Community radio stations are strange animals. While they all have paper-missions to be inclusive, alternative, and oriented toward citizen access to the airwaves, the reality is that they often have poisonous internal politics, can get caught up in their own legacies to the detriment of their futures, and – like many volunteer-driven organizations (but ironic for a radio station) – don’t necessarily communicate well amongst themselves.
My current home for radio-catharsis, WEFT, is not immune to this. I’ve served a year on the Board of Directors and came away completely frustrated. Fortunately, many community radio stations – if the volunteers are detached from the baggage, empowered with a sense of collective responsibility and left to do their thing – can almost run themselves. This applies to WEFT as well.
To be an airshifter on WEFT, you have to take on an extra volunteer commitment to the station. This is fair because there’s only a finite number of shows in the week, and competition for some slots can occur. So, going on-air is a privilege, and if you’re going to “represent” WEFT to the general listening community, you need to do more for the station than just spin music and talk on-air 2-4 hours per week.
It sounds onerous, but it’s not: the volunteer commitment for my own show is to be in charge of all the electronic music that the station receives. (We have a whole Music Committee working to keep WEFT on the cutting-edge of all genres.)
It’s not work, it’s fun: every week I get new CDs to take home and sample, rip the tracks I’ll use on my own show, then mark up the releases for rotation in our studio. After three months, new CDs rotate out of the studio and are filed in their respective section of our Great Hall music library.

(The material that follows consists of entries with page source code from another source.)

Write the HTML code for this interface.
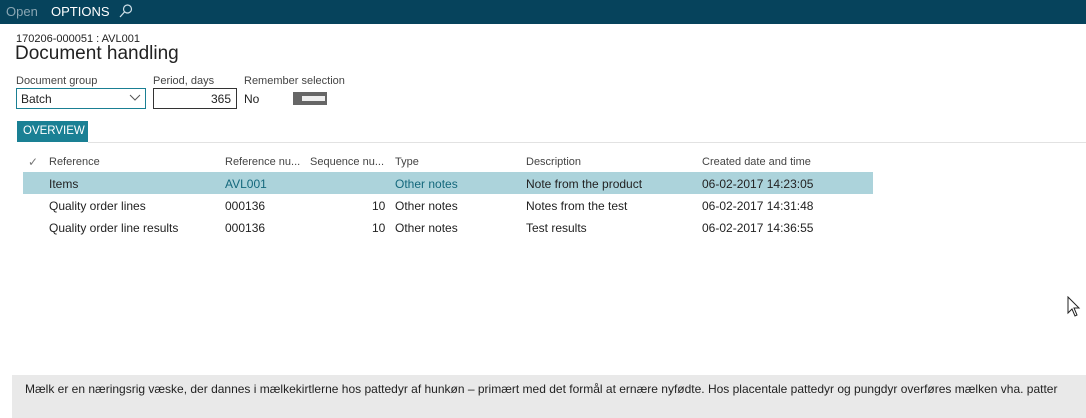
<!DOCTYPE html>
<html><head><style>
body{margin:0;width:1086px;height:418px;background:#fff;font-family:"Liberation Sans",sans-serif;position:relative;overflow:hidden;color:#222}
.a{position:absolute;white-space:nowrap}
.top{position:absolute;left:0;top:0;width:1086px;height:24px;background:#06435c}
.s{font-size:12px}
.h{font-size:11px;color:#444}
</style></head><body>
<div class="top"></div>
<div class="a" style="left:6px;top:4px;font-size:13px;color:#8aa6b3">Open</div>
<div class="a" style="left:51px;top:4px;font-size:13px;color:#fff">OPTIONS</div>
<svg class="a" style="left:118px;top:3px" width="16" height="16"><circle cx="9.5" cy="6" r="4" fill="none" stroke="#cfe0e8" stroke-width="1.2"/><line x1="6.5" y1="9" x2="2" y2="14" stroke="#cfe0e8" stroke-width="1.3"/></svg>
<div class="a" style="left:16px;top:33px;font-size:11px">170206-000051 : AVL001</div>
<div class="a" style="left:15px;top:43px;font-size:19px;color:#222">Document handling</div>
<div class="a h" style="left:16px;top:75px">Document group</div>
<div class="a" style="left:16px;top:88px;width:128px;height:19px;border:1px solid #1a7f93"></div>
<div class="a s" style="left:21px;top:92px">Batch</div>
<svg class="a" style="left:129px;top:94px" width="12" height="8"><path d="M1 1 L6 6 L11 1" fill="none" stroke="#555" stroke-width="1"/></svg>
<div class="a h" style="left:153px;top:75px">Period, days</div>
<div class="a" style="left:153px;top:88px;width:82px;height:19px;border:1px solid #333"></div>
<div class="a s" style="left:153px;top:92px;width:78px;text-align:right">365</div>
<div class="a h" style="left:244px;top:75px">Remember selection</div>
<div class="a s" style="left:244px;top:92px">No</div>
<div class="a" style="left:293px;top:92px;width:34px;height:13px;background:#666"></div>
<div class="a" style="left:301px;top:95px;width:23px;height:5px;background:#eee;border:1px solid #666"></div>
<div class="a" style="left:17px;top:121px;width:71px;height:21px;background:#1a8094"></div>
<div class="a" style="left:23px;top:125px;font-size:11.5px;color:#fff">OVERVIEW</div>
<div class="a" style="left:88px;top:142px;width:998px;height:1px;background:#e2e2e2"></div>
<div class="a" style="left:28px;top:155px;font-size:12px;color:#777">✓</div>
<div class="a h" style="left:49px;top:156px">Reference</div>
<div class="a h" style="left:225px;top:156px">Reference nu...</div>
<div class="a h" style="left:310px;top:156px">Sequence nu...</div>
<div class="a h" style="left:395px;top:156px">Type</div>
<div class="a h" style="left:526px;top:156px">Description</div>
<div class="a h" style="left:702px;top:156px">Created date and time</div>
<div class="a" style="left:23px;top:172px;width:850px;height:22px;background:#acd3db"></div>
<div class="a s" style="left:49px;top:177px">Items</div>
<div class="a s" style="left:225px;top:177px;color:#14687c">AVL001</div>
<div class="a s" style="left:395px;top:177px;color:#14687c">Other notes</div>
<div class="a s" style="left:526px;top:177px">Note from the product</div>
<div class="a s" style="left:702px;top:177px">06-02-2017 14:23:05</div>
<div class="a s" style="left:49px;top:199px">Quality order lines</div>
<div class="a s" style="left:225px;top:199px">000136</div>
<div class="a s" style="left:372px;top:199px">10</div>
<div class="a s" style="left:395px;top:199px">Other notes</div>
<div class="a s" style="left:526px;top:199px">Notes from the test</div>
<div class="a s" style="left:702px;top:199px">06-02-2017 14:31:48</div>
<div class="a s" style="left:49px;top:221px">Quality order line results</div>
<div class="a s" style="left:225px;top:221px">000136</div>
<div class="a s" style="left:372px;top:221px">10</div>
<div class="a s" style="left:395px;top:221px">Other notes</div>
<div class="a s" style="left:526px;top:221px">Test results</div>
<div class="a s" style="left:702px;top:221px">06-02-2017 14:36:55</div>
<svg class="a" style="left:1067px;top:296px" width="14" height="22"><path d="M1 1 L1 17 L5 13 L8 20 L10 19 L7 12 L12 12 Z" fill="#fff" stroke="#222" stroke-width="1"/></svg>
<div class="a" style="left:12px;top:375px;width:1074px;height:43px;background:#e9e9e9"></div>
<div class="a" style="left:25px;top:382px;font-size:12px">Mælk er en næringsrig væske, der dannes i mælkekirtlerne hos pattedyr af hunkøn – primært med det formål at ernære nyfødte. Hos placentale pattedyr og pungdyr overføres mælken vha. patter</div>
</body></html>
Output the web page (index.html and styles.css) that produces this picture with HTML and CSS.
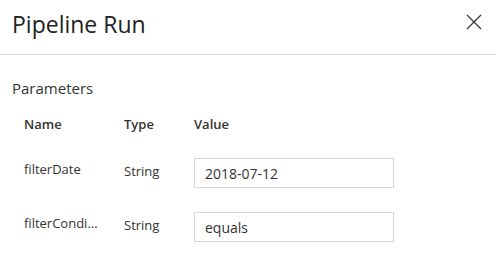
FILE: index.html
```html
<!DOCTYPE html>
<html lang="en">
<head>
  <meta charset="UTF-8" />
  <title>Pipeline Run</title>
  <link rel="stylesheet" href="styles.css">
</head>
<body>
  <div class="panel">
    <div class="panel-header">
      <h2>Pipeline Run</h2>
      <button class="close-btn" aria-label="Close">
        <svg width="16" height="16" viewBox="0 0 16 16">
          <path d="M1 1 L15 15 M15 1 L1 15" stroke="#333" stroke-width="1.2" fill="none" />
        </svg>
      </button>
    </div>

    <div class="panel-body">
      <div class="section-title">Parameters</div>

      <div class="param-table">
        <div class="param-head">Name</div>
        <div class="param-head">Type</div>
        <div class="param-head">Value</div>

        <div class="param-name">filterDate</div>
        <div class="param-type">String</div>
        <input class="param-value" type="text" value="2018-07-12" />

        <div class="param-name">filterCondition</div>
        <div class="param-type">String</div>
        <input class="param-value" type="text" value="equals" />
      </div>
    </div>
  </div>
</body>
</html>
```

FILE: styles.css
```css
body {
  margin: 0;
  background-color: #ffffff;
  color: #333333;
  font-family: 'Open Sans', 'Liberation Sans', sans-serif;
}

.panel {
  width: 496px;
}

.panel-header {
  height: 55px;
  border-bottom: 1px solid #dcdcdc;
  display: flex;
  justify-content: space-between;
  align-items: flex-start;
  padding: 0 14px 0 12px;
  box-sizing: border-box;
}

h2 {
  margin: 0;
  padding-top: 7px;
  font-size: 23px;
  font-weight: 400;
  line-height: 34px;
  color: #222222;
}

.close-btn {
  margin-top: 14px;
  padding: 0;
  border: none;
  background: none;
  cursor: pointer;
  width: 16px;
  height: 16px;
}

.close-btn svg {
  display: block;
}

.panel-body {
  padding: 0 12px;
}

.section-title {
  margin-top: 23px;
  font-size: 15px;
  line-height: 20px;
  color: #333333;
}

.param-table {
  display: grid;
  grid-template-columns: 100px 70px 200px;
  grid-template-rows: 28px 30px 30px;
  row-gap: 24px;
  align-items: center;
  padding-left: 12px;
  margin-top: 8px;
}

.param-head {
  padding-top: 8px;
  font-size: 13px;
  font-weight: 600;
  color: #333333;
}

.param-name,
.param-type {
  font-size: 13px;
  color: #333333;
  white-space: nowrap;
  overflow: hidden;
  text-overflow: ellipsis;
}

.param-name {
  padding-right: 24px;
  padding-bottom: 8px;
}

.param-type {
  padding-bottom: 4px;
}

.param-value {
  box-sizing: border-box;
  width: 200px;
  height: 30px;
  margin: 0;
  padding: 0 10px;
  border: 1px solid #d6d6d6;
  font-family: 'Open Sans', 'Liberation Sans', sans-serif;
  font-size: 14px;
  color: #333333;
  outline: none;
}
```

In return, I e-mail music industry promoters once a week to let them know how their releases are doing and submit a top-10 electronic-music chart to the College Music Journal (the preeminent chart for college and community radio stations). No sweat: the most time-consuming part of the “work” is listening to the new releases.
Imagine my surprise, then, when I found out I was nominated for Specialty Music Director of the Year for the 2010 CMJ Radio Awards. Somebody has to nominate you (with a coherent rationale for why you deserve the recognition), and then there’s a primary-vote to select the top five finalists. I made that cut, too.
Although I didn’t win (big-ups to Maggie Overton at fellow community station WERU for taking the cake), it was a pleasant surprise get the recognition. I still don’t know who nominated me or how I made the finalist-cut, but it’s a real honor just to make it that far in the process. It shows that, simply by doing my job and being honest about it (honesty is a sometimes-thing in the music biz), the industry has a level of respect for me I never realized.
Even better, it’s another fond memory (besides the show) to take away from WEFT when I finally pull up stakes from Champaign. It also demonstrates that, despite what sh*t one might experience from a community radio station’s collective mood or structure, good things can still happen if you focus on the aspects you love.